A small group of display cases and box frames reveal Hänsli’s masterful ability to arrange objets trouvés. Over the years he has collected postcards—meanwhile owning over ten thousand. Working from this collection, he creates humorous pairings which he describes as Anthropologische Konstanten (Anthropological Constants, 2012). In the display case Besuchszeit (Visiting Hours, 2014) are little souvenir figures which have been arranged in a row up close to the glass —recalling the wives and accomplices of inmates during the weekly visiting hours. Despite the tackiness of the figurines, the small installation conveys a surprising degree of brutality. In the box frame Ohne Titel (Untitled, 2014) one finds old-fashioned portrait photographs in black and white showing three men and a woman of different generations.
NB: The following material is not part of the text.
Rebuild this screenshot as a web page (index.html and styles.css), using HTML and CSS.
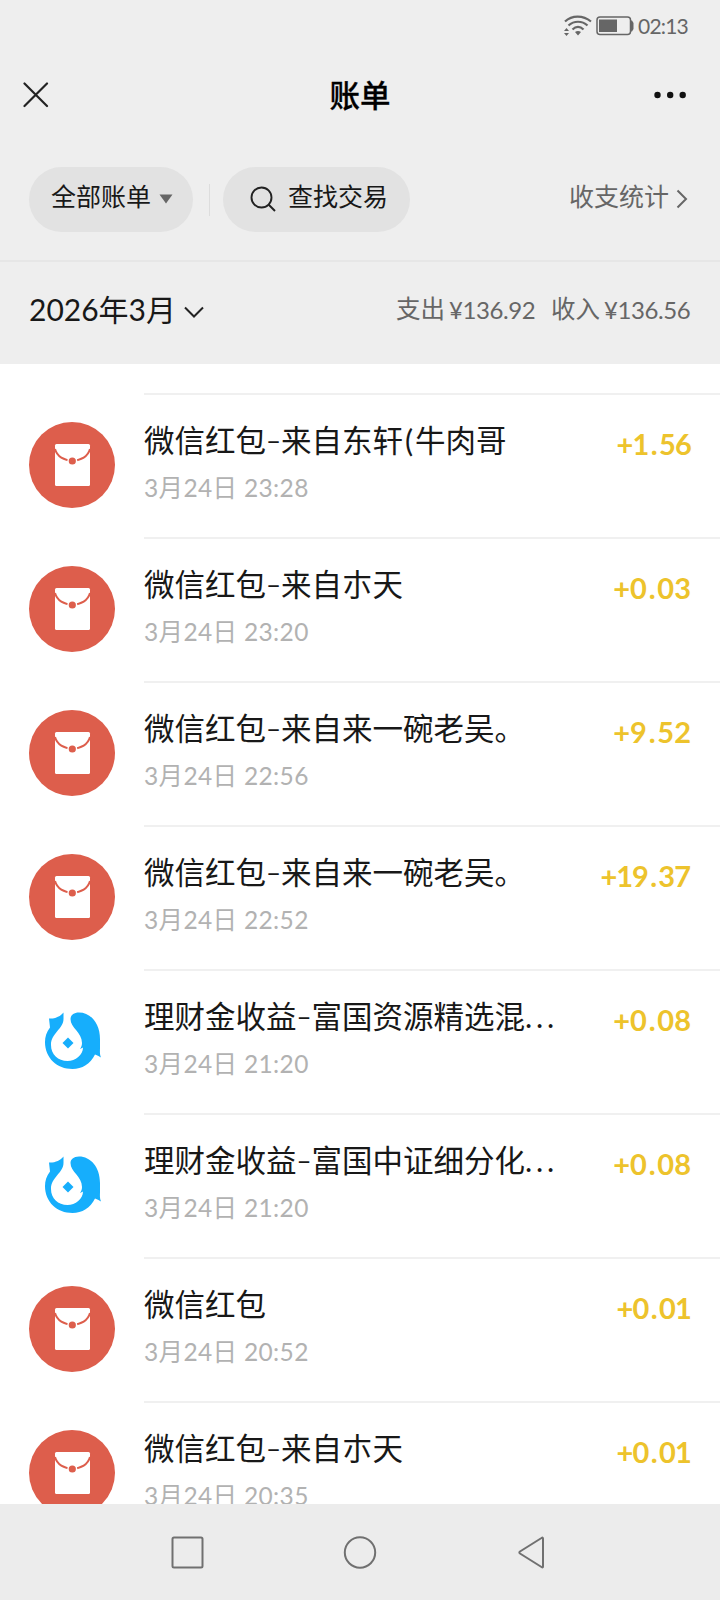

The viewer automatically attempts to discern a relationship between the people gazing earnestly into the camera. Hänsli plays with our common, inherent desire to create meaning and order.
Hänsli is currently working on an extensive series of portraits of screws. With an almost scientific degree of focus and a great passion for detail he paints (usually rusty) screws that he has found on streets and in parking lots in recent years. He is fascinated by the thought that every found screw is missing from somewhere. What could more perfectly illustrate Berger’s description of the “invisible drama” in Hänsli’s work?